9. What if the other party partially paid?
Partial payment may help prove that an obligation existed.
10. What if I only have witnesses?
Witnesses may help, but documentary or electronic evidence is usually stronger. Courts will evaluate credibility and consistency.
XXXI. Practical Legal Strategy
A person filing without a written contract should focus on building a story supported by documents and conduct. The case should not merely say that an agreement existed. It should show how the parties behaved in a way consistent with that agreement.
A strong presentation would show:
- The defendant requested money, goods, or services;
- The claimant provided them;
- The defendant acknowledged the obligation;
- The defendant made partial payment or promises;
- The claimant demanded compliance;
- The defendant failed to comply;
- The amount claimed is accurately computed.
The goal is to make the absence of a written contract less important by showing that the transaction is proven through reliable surrounding evidence.
XXXII. Conclusion
Filing a case without a written contract in the Philippines is possible, but it requires careful preparation. Philippine law recognizes oral agreements and obligations arising from sources other than written contracts. However, the absence of a written contract shifts the battle to evidence.

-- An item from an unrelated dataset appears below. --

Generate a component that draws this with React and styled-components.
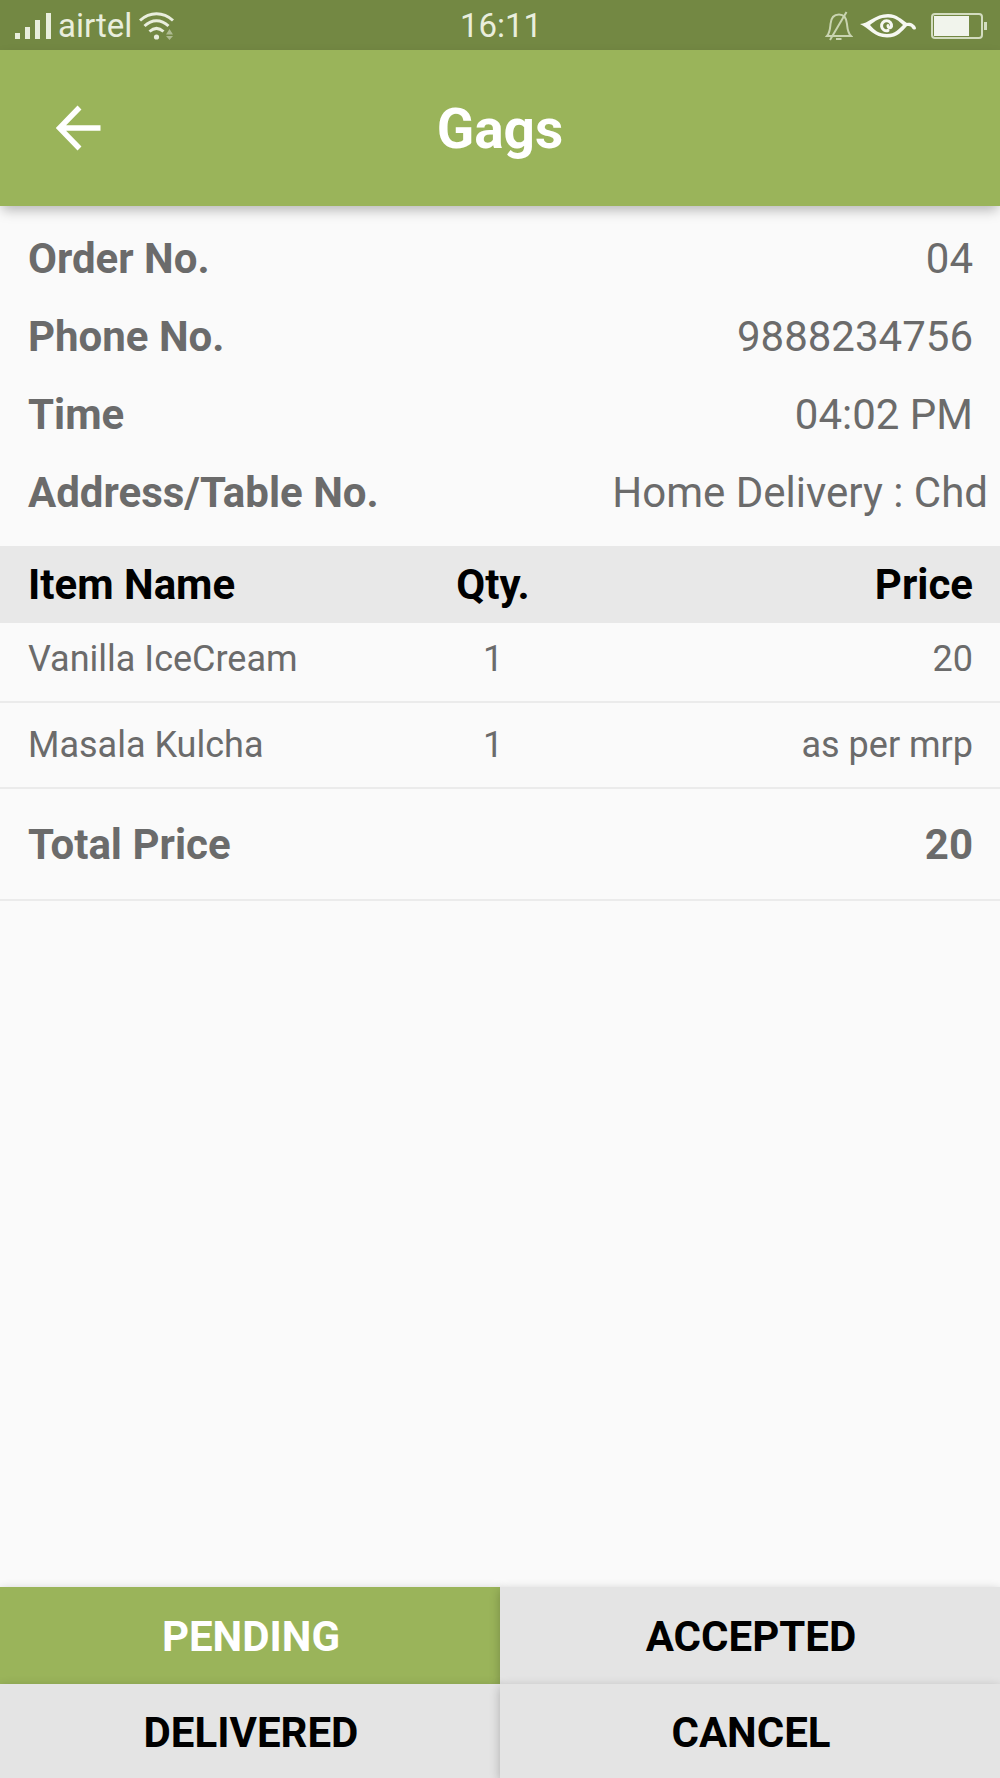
import styled, { createGlobalStyle } from "styled-components";

const details = [
    {label: 'Order No.', value: '04'},
    {label: 'Phone No.', value: '9888234756'},
    {label: 'Time', value: '04:02 PM'},
    {label: 'Address/Table No.', value: 'Home Delivery : Chd', wide: true}
];

const items = [
    {name: 'Vanilla IceCream', qty: '1', price: '20'},
    {name: 'Masala Kulcha', qty: '1', price: 'as per mrp'}
];

const statuses = ['PENDING', 'ACCEPTED', 'DELIVERED', 'CANCEL'];


const SignalIcon = () => (
    <svg width="36" height="26" viewBox="0 0 36 26" fill="currentColor" aria-hidden="true">
        <rect x="0" y="20" width="5" height="6"/>
        <rect x="10" y="14" width="5" height="12"/>
        <rect x="20" y="7" width="5" height="19"/>
        <rect x="31" y="0" width="5" height="26"/>
    </svg>
);

const WifiIcon = () => (
    <svg width="36" height="28" viewBox="0 0 36 28" fill="none" stroke="currentColor" strokeWidth="3" aria-hidden="true">
        <path d="M1 8.5C11 -.5 24 -.5 34 8.5"/>
        <path d="M5.5 14C13 7 22 7 29.5 14"/>
        <path d="M10.5 19.5C15 15.5 20 15.5 24.5 19.5"/>
        <circle cx="17.5" cy="25" r="2.6" fill="currentColor" stroke="none"/>
        <path d="M27 22.5L30.5 17L34 22.5ZM27 24L30.5 28L34 24Z" fill="currentColor" stroke="none" opacity=".5"/>
    </svg>
);

const BellOffIcon = () => (
    <svg width="28" height="30" viewBox="0 0 28 30" fill="none" stroke="currentColor" strokeWidth="2" aria-hidden="true">
        <path d="M2 25C5 21.5 5 18 5.5 13C6 7 9 3.5 14 3.5S21.5 7 22 13C22.5 18 22.5 21.5 26 25Z"/>
        <path d="M11 28H16.5"/>
        <path d="M21.5 1L5 29"/>
    </svg>
);

const EyeIcon = () => (
    <svg width="56" height="26" viewBox="0 0 56 26" fill="none" stroke="currentColor" strokeLinecap="round" aria-hidden="true">
        <path
            d="M0 11C8 11 15 1 28 1C37 1 42 7 47 10C50 9 55 11 56 15C56 17 53 17 52 15C51 13 49 13 47 13C42 18 38 24.5 27 24.5C14 24.5 9 15 0 11ZM10 12C14 17 19 21 27 21C35 21 39 16 43 12C39 8 35 4.5 28 4.5C20 4.5 15 8 10 12Z"
            fill="currentColor"
            fillRule="evenodd"
            stroke="none"
        />
        <path d="M28 17.5A5 5 0 1 1 31.5 13.5C31 15.5 28 15 28 12.5" strokeWidth="3"/>
    </svg>
);

const BatteryIcon = () => (
    <svg width="56" height="26" viewBox="0 0 56 26" aria-hidden="true">
        <rect x="1" y="1" width="50" height="24" rx="3" fill="none" stroke="#d3dcc0" strokeWidth="2"/>
        <rect x="3" y="3" width="35" height="20" fill="#f1f4ec"/>
        <rect x="53" y="9" width="3" height="8" fill="#d3dcc0"/>
    </svg>
);

const BackIcon = () => (
    <svg width="46" height="46" viewBox="0 0 46 46" fill="none" stroke="currentColor" strokeWidth="5.5" aria-hidden="true">
        <path d="M23.5 2.5L3.5 23L23.5 43.5M3.5 23H44.5"/>
    </svg>
);

const App = () => {
    return (
        <>
            <GlobalStyle/>
            <Page>
                <StatusBar>
                    <Carrier>
                        <SignalIcon/>
                        <span>airtel</span>
                        <WifiIcon/>
                    </Carrier>
                    <span>16:11</span>
                    <Indicators>
                        <BellOffIcon/>
                        <EyeIcon/>
                        <BatteryIcon/>
                    </Indicators>
                </StatusBar>

                <Header>
                    <BackButton type="button" aria-label="Back"><BackIcon/></BackButton>
                    <Title>Gags</Title>
                </Header>

                <Main>
                    <Details>
                        {details.map(detail => (
                            <Detail key={detail.label} $wide={detail.wide}>
                                <dt>{detail.label}</dt>
                                <dd>{detail.value}</dd>
                            </Detail>
                        ))}
                    </Details>

                    <ItemTable>
                        <thead>
                        <tr>
                            <th>Item Name</th>
                            <th>Qty.</th>
                            <th>Price</th>
                        </tr>
                        </thead>
                        <tbody>
                        {items.map(item => (
                            <tr key={item.name}>
                                <td>{item.name}</td>
                                <td>{item.qty}</td>
                                <td>{item.price}</td>
                            </tr>
                        ))}
                        </tbody>
                        <tfoot>
                        <tr>
                            <th colSpan={2}>Total Price</th>
                            <td>20</td>
                        </tr>
                        </tfoot>
                    </ItemTable>
                </Main>

                <Actions>
                    {statuses.map(status => (
                        <StatusButton key={status} type="button" $active={status === 'PENDING'}>{status}</StatusButton>
                    ))}
                </Actions>
            </Page>
        </>
    );
};


const GlobalStyle = createGlobalStyle`
  * {
    box-sizing: border-box;
  }

  body {
    margin: 0;
    background-color: #fafafa;
    color: #6b6b6b;
    font-family: Roboto, "Liberation Sans", sans-serif;
  }

  svg {
    display: block;
    flex: none;
  }
`

const Page = styled.div`
  display: flex;
  flex-direction: column;
  min-height: 100vh;
`

const StatusBar = styled.div`
  display: grid;
  grid-template-columns: 1fr auto 1fr;
  align-items: center;
  height: 50px;
  padding: 2px 13px 0 15px;
  background-color: #738843;
  color: #e9eedd;
  font-size: 33px;
  line-height: 48px;
`

const Carrier = styled.div`
  display: flex;
  align-items: center;
  gap: 7px;
`

const Indicators = styled.div`
  display: flex;
  align-items: center;
  justify-content: flex-end;
  gap: 7px;
  color: #f6f8f1;

  svg:first-child {
    color: #c9d4b0;
  }

  svg:last-child {
    margin-left: 8px;
  }
`

const Header = styled.header`
  display: grid;
  grid-template-columns: 1fr auto 1fr;
  align-items: center;
  height: 156px;
  padding: 0 56px;
  background-color: #9ab45a;
  color: #ffffff;
  box-shadow: 0 6px 12px -2px rgba(0, 0, 0, 0.28);
`

const BackButton = styled.button`
  justify-self: start;
  padding: 0;
  border: none;
  background: none;
  color: inherit;
  cursor: pointer;
`

const Title = styled.h1`
  margin: 0;
  padding-top: 2px;
  font-size: 55px;
  font-weight: 700;
`

const Main = styled.main`
  flex: 1;
`

const Details = styled.dl`
  margin: 0;
  padding: 14px 0;
`

const Detail = styled.div`
  display: flex;
  justify-content: space-between;
  padding: 0 ${props => props.$wide ? '12px' : '27px'} 0 28px;
  font-size: 42px;
  line-height: 78px;

  dt {
    font-weight: 700;
  }

  dd {
    margin: 0;
  }
`

const ItemTable = styled.table`
  width: 100%;
  border-collapse: separate;
  border-spacing: 0;
  table-layout: fixed;

  th, td {
    padding: 0 27px 0 28px;
    text-align: left;
  }

  th:nth-child(2), td:nth-child(2) {
    padding: 0 14px 0 0;
    text-align: center;
  }

  th:last-child, td:last-child {
    padding: 0 27px 0 0;
    text-align: right;
  }

  thead th {
    height: 77px;
    background-color: #e8e8e8;
    color: #000000;
    font-size: 42px;
    font-weight: 700;
  }

  tbody td {
    height: 86px;
    border-bottom: 2px solid #ebebeb;
    font-size: 36px;
  }

  tbody tr:first-child td {
    height: 80px;
    padding-bottom: 6px;
  }

  tfoot th, tfoot td {
    height: 112px;
    border-bottom: 2px solid #ebebeb;
    font-size: 42px;
    font-weight: 700;
  }

  tfoot td:last-child {
    padding: 0 27px 0 0;
    text-align: right;
  }
`

const Actions = styled.footer`
  display: grid;
  grid-template-columns: 1fr 1fr;
  grid-template-rows: 97px 94px;
`

const StatusButton = styled.button`
  padding: 2px 0 0 2px;
  border: none;
  background-color: ${props => props.$active ? '#9ab45a' : '#e4e4e4'};
  color: ${props => props.$active ? '#ffffff' : '#000000'};
  box-shadow: 0 3px 10px rgba(0, 0, 0, 0.24);
  font-family: inherit;
  font-size: 42px;
  font-weight: 700;
  cursor: pointer;
`

export default App;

The claimant must prove the existence of the obligation, the terms agreed upon, the breach, and the damages or amount due. Proof of payment, digital communications, receipts, partial performance, witnesses, demand letters, admissions, and barangay records can all help establish the claim.
The key is not merely whether a written contract exists, but whether the claimant can present a clear, credible, and legally sufficient case. In informal transactions, documentation after the fact—such as acknowledgments, messages, settlement agreements, and payment schedules—can still be valuable.
For future dealings, parties should reduce agreements to writing whenever possible. A simple written acknowledgment, receipt, promissory note, or signed agreement can prevent uncertainty, strengthen enforceability, and avoid costly disputes.